Maybe your comment was tongue in cheek but if the product did not reveal it contained a radio transmitter, this would undoubtedly be illegal in the US, EU & UK.
I don’t know, but it’s not long ago that TVs did not spy on you or serve you personalised ads, and now they all do, so it’s not exactly a huge stretch.
Well that's illegal in almost all (western) countries. A device need to have an declaration of all radio equipment inside in some form (depending on locale).
It also would be a lot harder to profit from ads when you have to pay for lte bandwidth especially with the prices in the US.
> Well that's illegal in almost all (western) countries. A device need to have an declaration of all radio equipment inside in some form (depending on locale).
I agree, but I'm pretty sure that it will be buried on the declarations page.
> It also would be a lot harder to profit from ads when you have to pay for lte bandwidth especially with the prices in the US.
You vastly overestimated the costs of wholesale network access, which is surprisingly cheap, that's why Kindles (for the most part) do have Amazon-provided SIM cards. Bad news is that you can't get it: basically you need commit to a minimum bandwidth (in hundreds of terabytes range) with a minimum subscription count (in hundreds of thousands range) to get these cheap prices, which would be more expensive than individual plans.
Depends? Amazon's SIMs are locked to the specific Kindles, so you need to clone at least the radio identification codes (like IMEI) that is used, and you need to relay that to a specific proxy operated by Amazon because the network-in-question would block (on behalf of Amazon) other servers.
I imagine that in case someone has implemented this, it would be locked in a similar way to ensure that it can only access those ad servers and nothing else.
> Though its 5G products are not entirely welcome in the United States, Huawei is reportedly pushing forward with a unique new product: the world’s first 5G television. As Nikkei reports this morning, the Chinese company plans to use the cellular-enabled TV and new PCs to challenge Samsung’s and Apple’s dominant positions in the global consumer electronics market.

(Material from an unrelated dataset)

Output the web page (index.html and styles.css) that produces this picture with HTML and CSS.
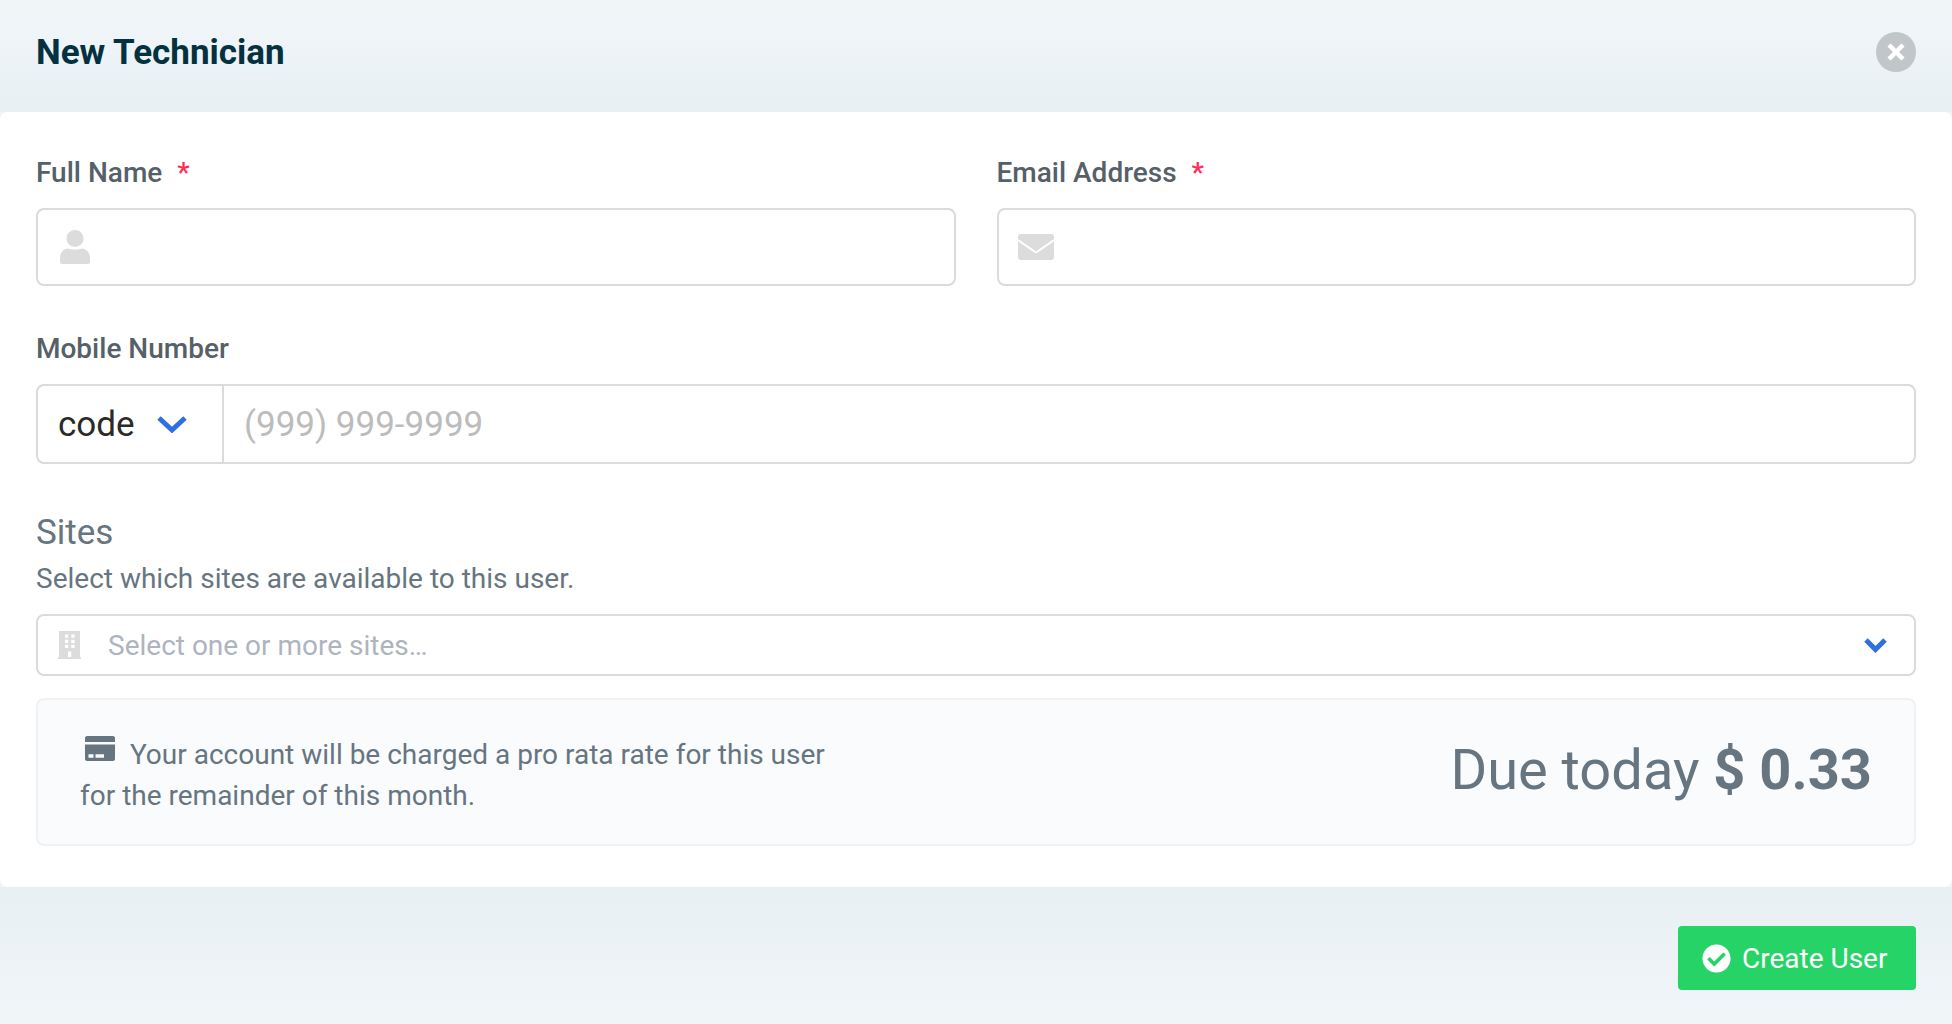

That's not really what's being talked about, though. The fear is that if you don't connect your TV to your wifi network, it will have a secret, hidden LTE radio that it uses anyway.
It doesn't seem that Huawei is being at all secretive about this; they are advertising it as a feature.
With LG C9 I haven't seen a single ad in a year since I've had it.
There are large amounts of tracking being blocked by pi.hole however. One LG domain has been blocked 22.5k times in past 8.5 months.
The thing that would bother me about this is that you only know what's being blocked; you have no idea if other spyware is getting through because your pihole just doesn't happen to know about another domain in use.
The only surefire way to block it would be to put some metal or foil around the wifi antenna (or disconnect it entirely, if possible). Otherwise the TV could connect to any random open wifi network it might find (assuming there is one in range). Even if you connect it to your own network and block all its traffic, it might just decide your network is broken and find another one.
Because almost all of them use internet connectivity to show you ads on home screens.